How to Answer "Tell Me About Your Most Challenging Project"

Pick a project where the difficulty was real and your contribution was central — technical complexity, scale, or coordination — then go deep on the hardest problem and your specific decisions. Interviewers assess technical depth and ownership. Be ready for drill-down follow-ups; vague answers collapse under questioning.

What the Interviewer Is Really Assessing

This is often the deepest technical-behavioral hybrid in a loop. Interviewers assess the bar of difficulty you operate at, the depth of your technical understanding (Amazon's "Dive Deep"), and how much you personally owned versus rode along.
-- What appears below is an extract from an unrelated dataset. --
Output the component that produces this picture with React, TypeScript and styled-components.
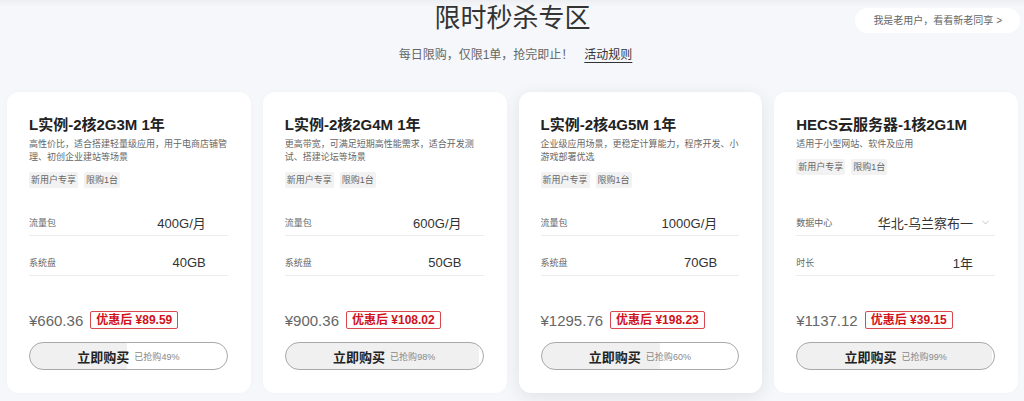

Expect aggressive follow-up questions probing your specific decisions.

The single biggest failure mode is choosing a project you can't go deep on. If you describe a system you only touched the surface of, drill-down questions ('why did you choose that database?', 'what was the bottleneck?') will expose it. Choose a project where you know the internals cold.

The STAR Structure

The Action section is graded on tradeoff reasoning, not just the final design. Name the alternatives you weighed and why you rejected them — that's the depth interviewers pull on.

  • Situation: The project, its scale/stakes, and what made it genuinely hard.
  • Task: Your specific role and the hardest sub-problem you owned.
  • Action: The key technical decisions, alternatives you weighed, and tradeoffs — this is where depth is graded.
  • Result: Quantified outcome plus what you learned. Be ready to defend every choice.

Sample Answer Outline

This outline profiles before optimizing and rejects a full rewrite based on data — the kind of judgment that survives follow-up questions about why each choice was made.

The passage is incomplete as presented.